A organização era dividida em núcleos, conforme divulgou a investigação: o dos ‘gatos’ , responsáveis pelo agenciamento de trabalhadores para submissão a condições semelhantes às de escravos, o dos gerentes das ‘fazendas’ griladas, os ‘laranjas, que concediam o uso dos seus nomes para as fraudes de forma espontânea, o dos especialistas em geoprocessamento, o grupo de compradores de áreas desmatadas, os gerentes financeiros do negócio, e por fim o núcleo formado pelos familiares de Jotinha, organizador de todo o esquema.
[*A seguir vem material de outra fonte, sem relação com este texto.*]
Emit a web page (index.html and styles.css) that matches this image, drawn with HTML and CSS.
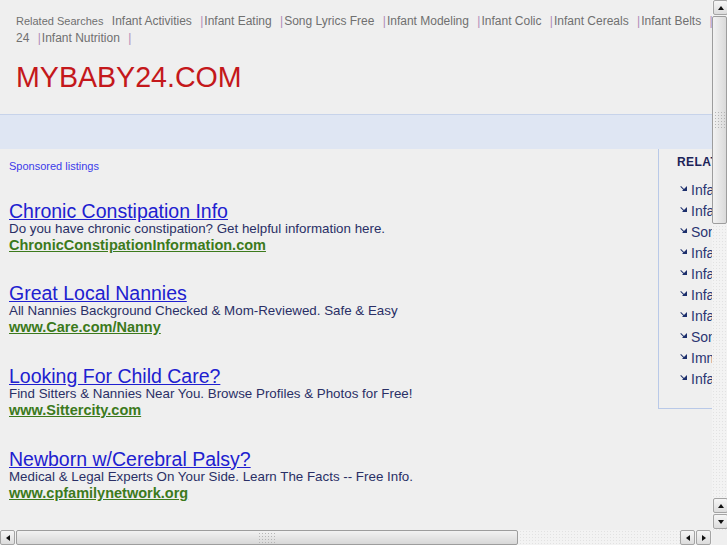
FILE: index.html
```html
<!DOCTYPE html>
<html lang="en">
<head>
  <meta charset="UTF-8" />
  <title>mybaby24.com</title>
  <link rel="stylesheet" href="styles.css">
</head>
<body>
  <div class="window">
    <div class="viewport">
      <div class="page">
        <div class="top">
          <div class="related">
            <span class="related-label">Related Searches</span>
            <a href="#">Infant Activities</a> <span class="sep">|</span><a href="#">Infant Eating</a> <span class="sep">|</span><a href="#">Song Lyrics Free</a> <span class="sep">|</span><a href="#">Infant Modeling</a> <span class="sep">|</span><a href="#">Infant Colic</a> <span class="sep">|</span><a href="#">Infant Cereals</a> <span class="sep">|</span><a href="#">Infant Belts</a> <span class="sep">|</span><a href="#">Stroller 24</a> <span class="sep">|</span><a href="#">Infant Nutrition</a> <span class="sep">|</span>
          </div>
          <h1 class="domain">MYBABY24.COM</h1>
        </div>
        <div class="band"></div>
        <div class="content">
          <div class="listings">
            <div class="sponsored">Sponsored listings</div>

            <div class="ad">
              <a class="ad-title" href="#">Chronic Constipation Info</a>
              <div class="ad-text">Do you have chronic constipation? Get helpful information here.</div>
              <a class="ad-url" href="#">ChronicConstipationInformation.com</a>
            </div>

            <div class="ad">
              <a class="ad-title" href="#">Great Local Nannies</a>
              <div class="ad-text">All Nannies Background Checked &amp; Mom-Reviewed. Safe &amp; Easy</div>
              <a class="ad-url" href="#">www.Care.com/Nanny</a>
            </div>

            <div class="ad">
              <a class="ad-title" href="#">Looking For Child Care?</a>
              <div class="ad-text">Find Sitters &amp; Nannies Near You. Browse Profiles &amp; Photos for Free!</div>
              <a class="ad-url" href="#">www.Sittercity.com</a>
            </div>

            <div class="ad">
              <a class="ad-title" href="#">Newborn w/Cerebral Palsy?</a>
              <div class="ad-text">Medical &amp; Legal Experts On Your Side. Learn The Facts -- Free Info.</div>
              <a class="ad-url" href="#">www.cpfamilynetwork.org</a>
            </div>
          </div>

          <div class="sidebar">
            <div class="side-head">RELATED SEARCHES</div>
            <ul class="side-list">
              <li><a href="#">Infant Activities</a></li>
              <li><a href="#">Infant Eating</a></li>
              <li><a href="#">Song Lyrics Free</a></li>
              <li><a href="#">Infant Modeling</a></li>
              <li><a href="#">Infant Colic</a></li>
              <li><a href="#">Infant Cereals</a></li>
              <li><a href="#">Infant Belts</a></li>
              <li><a href="#">Song Lyrics</a></li>
              <li><a href="#">Immunization</a></li>
              <li><a href="#">Infant Nutrition</a></li>
            </ul>
          </div>
        </div>
      </div>
    </div>

    <div class="vscroll">
      <div class="sb-btn"><span class="tri up"></span></div>
      <div class="sb-thumb v"><span class="grip"></span></div>
      <div class="sb-track"></div>
      <div class="sb-btn"><span class="tri up"></span></div>
      <div class="sb-btn"><span class="tri down"></span></div>
    </div>

    <div class="hscroll">
      <div class="sb-btn h"><span class="tri left"></span></div>
      <div class="sb-thumb h"><span class="grip"></span></div>
      <div class="sb-track"></div>
      <div class="sb-btn h"><span class="tri left"></span></div>
      <div class="sb-btn h"><span class="tri right"></span></div>
    </div>

    <div class="corner"></div>
  </div>
</body>
</html>
```

FILE: styles.css
```css
html, body {
  margin: 0;
  padding: 0;
  background: #efefef;
  font-family: "Liberation Sans", Arial, sans-serif;
}

a {
  text-decoration: none;
}

.window {
  display: grid;
  grid-template-columns: 712px 15px;
  grid-template-rows: 530px 15px;
  width: 727px;
  height: 545px;
  overflow: hidden;
}

.viewport {
  overflow: hidden;
}

.page {
  width: 950px;
}

/* top strip */
.top {
  width: 744px;
  padding: 13px 0 0 16px;
  height: 101px;
}

.related {
  font-size: 12px;
  line-height: 17px;
  color: #707070;
}

.related-label {
  font-size: 11px;
  margin-right: 5px;
}

.related a {
  color: #707070;
  margin-right: 5px;
}

.sep {
  color: #b08cb8;
  margin-right: 1px;
}

.domain {
  margin: 13px 0 0;
  font-size: 28.6px;
  font-weight: normal;
  line-height: 34px;
  color: #c4181b;
}

.band {
  height: 34px;
  border-top: 1px solid #c7d3ea;
  background: #dfe6f3;
}

/* listings + sidebar */
.content {
  display: flex;
  align-items: flex-start;
}

.listings {
  width: 649px;
  padding-left: 9px;
}

.sponsored {
  margin-top: 10px;
  font-size: 11px;
  line-height: 14px;
  color: #3b3bea;
}

.ad {
  margin-top: 32px;
  line-height: 17px;
}

.sponsored + .ad {
  margin-top: 30px;
}

.sponsored + .ad + .ad {
  margin-top: 31px;
}

.ad-title {
  display: block;
  font-size: 19.5px;
  line-height: 17px;
  color: #2020d0;
  text-decoration: underline;
}

.ad-text {
  font-size: 13.35px;
  color: #2a2f66;
}

.ad-url {
  display: block;
  font-size: 14.5px;
  font-weight: bold;
  color: #3c7a1c;
  text-decoration: underline;
}

.sidebar {
  width: 240px;
  border-left: 1px solid #b9c9e8;
  border-bottom: 1px solid #b9c9e8;
  padding: 6px 0 11px 18px;
  height: 242px;
}

.side-head {
  font-size: 12px;
  font-weight: bold;
  color: #1c2358;
  line-height: 14px;
  letter-spacing: 0.4px;
}

.side-list {
  list-style: none;
  margin: 11px 0 0;
  padding: 0;
}

.side-list li {
  position: relative;
  padding-left: 14px;
  font-size: 14px;
  line-height: 21px;
}

/* small down-right arrow */
.side-list li::before {
  content: "";
  position: absolute;
  left: 5px;
  top: 6px;
  width: 0;
  height: 0;
  border-top: 5px solid transparent;
  border-right: 5px solid #1c2f6c;
}

.side-list li::after {
  content: "";
  position: absolute;
  left: 4px;
  top: 6px;
  width: 5px;
  height: 1.4px;
  background: #1c2f6c;
  transform: rotate(45deg);
  transform-origin: 0 0;
}

.side-list a {
  color: #2a3572;
}

/* scrollbars */
.vscroll, .hscroll {
  display: flex;
  background-color: #f3f3f3;
  background-image: radial-gradient(#e2e2e2 0.6px, transparent 0.8px);
  background-size: 3px 3px;
}

.vscroll {
  flex-direction: column;
}

.sb-btn {
  flex: none;
  width: 13px;
  height: 13px;
  margin: 0 1px 1px 1px;
  border: 1px solid #a4a4a4;
  border-radius: 2px;
  background: linear-gradient(#f6f6f6, #dcdcdc);
  display: flex;
  align-items: center;
  justify-content: center;
}

.sb-btn.h {
  margin: 0 1px 0 0;
}

.sb-thumb {
  flex: none;
  display: flex;
  align-items: center;
  justify-content: center;
  border: 1px solid #9d9d9d;
  border-radius: 2px;
}

.sb-thumb.v {
  width: 13px;
  height: 206px;
  background: linear-gradient(90deg, #f2f2f2, #dadada);
}

.sb-thumb.h {
  height: 13px;
  width: 500px;
  background: linear-gradient(#f2f2f2, #d8d8d8);
}

.grip {
  background-image: radial-gradient(#b5b5b5 0.7px, transparent 0.9px);
  background-size: 3px 3px;
}

.sb-thumb.v .grip {
  width: 12px;
  height: 18px;
}

.sb-thumb.h .grip {
  width: 18px;
  height: 11px;
}

.sb-track {
  flex: 1;
}

.tri {
  width: 0;
  height: 0;
}

.tri.up {
  border-left: 3px solid transparent;
  border-right: 3px solid transparent;
  border-bottom: 4px solid #111;
}

.tri.down {
  border-left: 3px solid transparent;
  border-right: 3px solid transparent;
  border-top: 4px solid #111;
}

.tri.left {
  border-top: 3px solid transparent;
  border-bottom: 3px solid transparent;
  border-right: 4px solid #111;
}

.tri.right {
  border-top: 3px solid transparent;
  border-bottom: 3px solid transparent;
  border-left: 4px solid #111;
}

.corner {
  background: #efefef;
}
```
“Submetidos a condições semelhantes à da escravidão, trabalhadores eram alocados em acampamentos espalhados por todo o território invadido, tática conhecida como desmatamento multiponto ou desmatamento cupim. Com número fixo de dez componentes, cada acampamento era formado por oito operadores de motosserras, um encarregado da manutenção dessas máquinas e um cozinheiro. Os trabalhadores só eram pagos ao final da derrubada de toda a área. O desmatamento seguia critérios científicos. As árvores com copas mais altas eram preservadas para que as demais espécies fossem derrubadas sem que o crime pudesse ser identificado pelos satélites de detecção de desmatamento”, afirma o Ibama.